Nous ne voulons bien entendu pas encourager des étapes hasardeuses vers des buts douteux, des motivations douteuses, juste pour la gloire. « Lancez-vous » est un concept épineux. Parfois, une action est étrange pour une bonne raison ; parfois, il vaut mieux s’abstenir d’agir. Mais parfois, prendre le risque - un pas vers l’inattendu - peut avoir un impact énorme. Et nous ne pouvons connaître l’impact de ce pas avant de nous lancer.

Considérez simplement combien de décisions et d’actions, grandes et petites, ont façonné chacune de nos vies.
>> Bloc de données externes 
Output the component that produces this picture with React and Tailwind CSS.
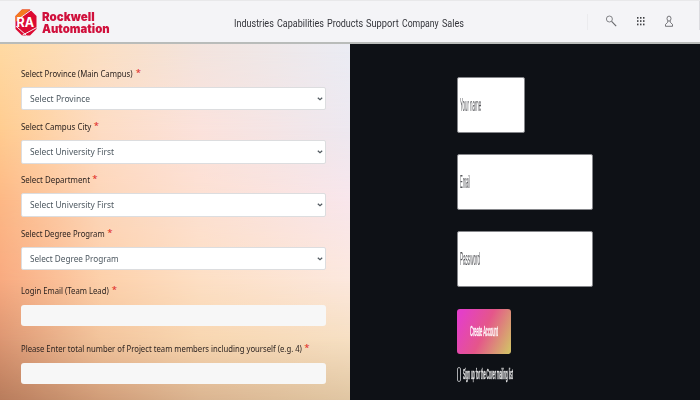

De nature indécise moi-même, je suis souvent frappée de voir à quel point de nombreuses décisions semblent hasardeuses - et avec quelle facilité on peut modifier le cours de l’histoire, ou du moins de notre vie, ou d’une journée, dans l’instant qu’il faut pour choisir d’aller d’un côté ou de l’autre. Le choix de cliquer sur « Envoi » d’un e-mail est un bon exemple d’une action qui peut s’avérer dangereuse si l’on ne l’a pas soigneusement réfléchie, mais extrêmement satisfaisante s’il s’agit de ceci : vais-je présenter ma candidature à cet emploi ou non ? Inviter ce convive pour Chabbath ou non ? Tendre la main à cette personne qui nous a blessées, ou que nous avons blessée ? Soumettre l’article à la publication ? Un clic et « Vayélèkh », nous avons fait ce premier pas - ensuite, les choses peuvent bouger.

Dans les termes d’Amos ‘Hakham, auteur du commentaire Daat Mikra sur Chémot, « Vayélèkh » indique l’éveil à l’action et la transition de l’absence d’action à une situation d’action.

En un instant, avec un seul pas, nous pouvons passer du statut d’inactif à celui d’actif. Nous pouvons transformer l’inconnu en connu. Et si nous le faisons correctement, nous pourrions transformer le monde. Et parfois, ça vaut le coup de prendre un petit risque.